The central argument Luther wanted to share involved the selling of indulgences, or pardons, by the Roman Catholic Church.
But he had other issues. One involved Holy Communion, a sacrament that remains significant to various Christian denominations 500 years later.
“Communion was central to Luther’s Christian practice and theology,” said Brey, who specializes in the early church and the history of Christianity. “He certainly agreed communion was one of the places where Jesus had promised to be present, and he took the sacrament quite seriously as a means of grace.”
One part of communion Luther didn’t have a major issue with was how it is observed. In the modern church, there are different practices of the sacrament, everything from the elements of the bread and the cup being distributed to congregants seated in pews, to having them come forward and receive them at a common table, to intinction, where the bread is immersed in a cup of wine or grape juice and then eaten.
Brey said the different methods of distributing the communion elements are matters of style and practice and not rooted in theological differences. “Theology goes to the heart of what we believe as Christians,” he said. As a contemporary example, he said there’s nothing sacrosanct about worshipping at 9 a.m. or 10 a.m., or in using contemporary music versus traditional hymns.
Where Luther did have an issue with the Roman Catholic Church of his day was the practice of the priest receiving bread and wine while the congregants got only bread. “This struck Luther as being elitist,” Brey said. “He insisted that the people receive the wine as well.”

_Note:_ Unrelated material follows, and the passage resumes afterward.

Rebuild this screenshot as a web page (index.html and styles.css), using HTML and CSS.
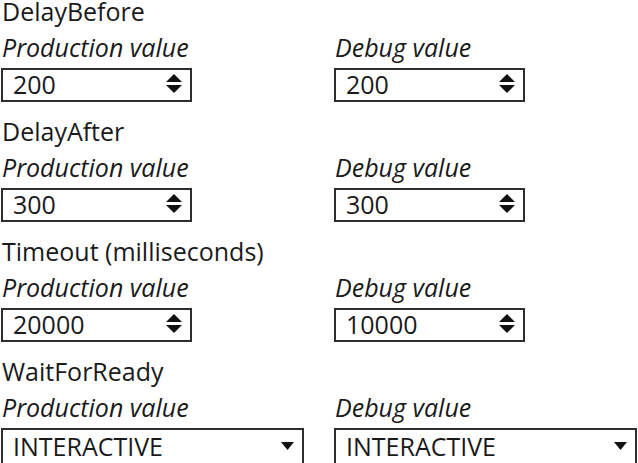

Once he was no longer part of the Roman Catholic Church, Luther changed the way communion was received. “The Great Thanksgiving prayer during Roman Catholic communion stresses that the bread and wine, the body and blood, is a sacrifice unto God,” Brey said. “The Lutheran prayer removes the sacrifice language. Christ is present during communion, but his sacrifice took place in the past.”
Quotes attributed to Luther indicate he had no issue with the use of wine in the sacrament. It is said he once stated that beer causes people to sleep and when they sleep they don’t sin, so drinking beer is considered a good thing. He also supposedly said beer is from man but wine is from God.
Brey said issues with using wine in communion didn’t develop until the prohibition movement in the United States.
Wine is still used in many communion services because churches are trying to be true to the model of what Jesus did. “Jesus drank wine,” Brey said. He added to be truly faithful to the Bible’s accounts of communion, it should be served with a full meal like Passover and the Last Supper.
“It depends on how much you want to stick to the original model versus how much you are willing to adapt to changing something that comes from grapes in the fellowship of Christ,” he said.
Save for his issue with withholding wine from congregants, Brey said Luther held more to the Roman Catholic tradition of observing communion than he did with reformation contemporaries like John Calvin and Ulrich Zwingli. “Luther took quite seriously and literally Jesus’ promise with his fellow reformers over how to read the Last Supper in the Bible,” Brey said. “Zwingli and Calvin took Jesus’ words symbolically: Jesus’ spirit is with us, to be sure, but Jesus’ body is in heaven with God, they argued.”
Brey said Luther thought we should believe in Jesus’ promises, even if we don’t understand them. Therefore, he argued, Jesus’ body was present during communion.
“You could argue that Luther has more in common with the Roman Catholic view of Holy Communion than the Reformed Tradition,” Brey said. “His objection was ‘how’ the Catholics talked about Christ’s body being present. They used terms such as transubstantiation, which required an understanding of Aristotlean philosophy.”
Brey said that struck Luther as being unscriptural.
“The irony, of course, is that Holy Communion is meant to be a celebration of Christian unity and an experience of the presence of Christ,” he said. “But in our hands it has too often become simply another reason for Christians to squabble with each other over who has the best understanding of God's mysteries.”
As Christians of all denominations mark the 500th anniversary of the Reformation, Brey said the most important thing that people on all sides of the event need to understand is God isn’t through with the church and that it continues to change.
Going forward, all Christians need to consider this question, he said: "Where is God calling us today and where does the church need to be reformed today as we move into the 21st century?”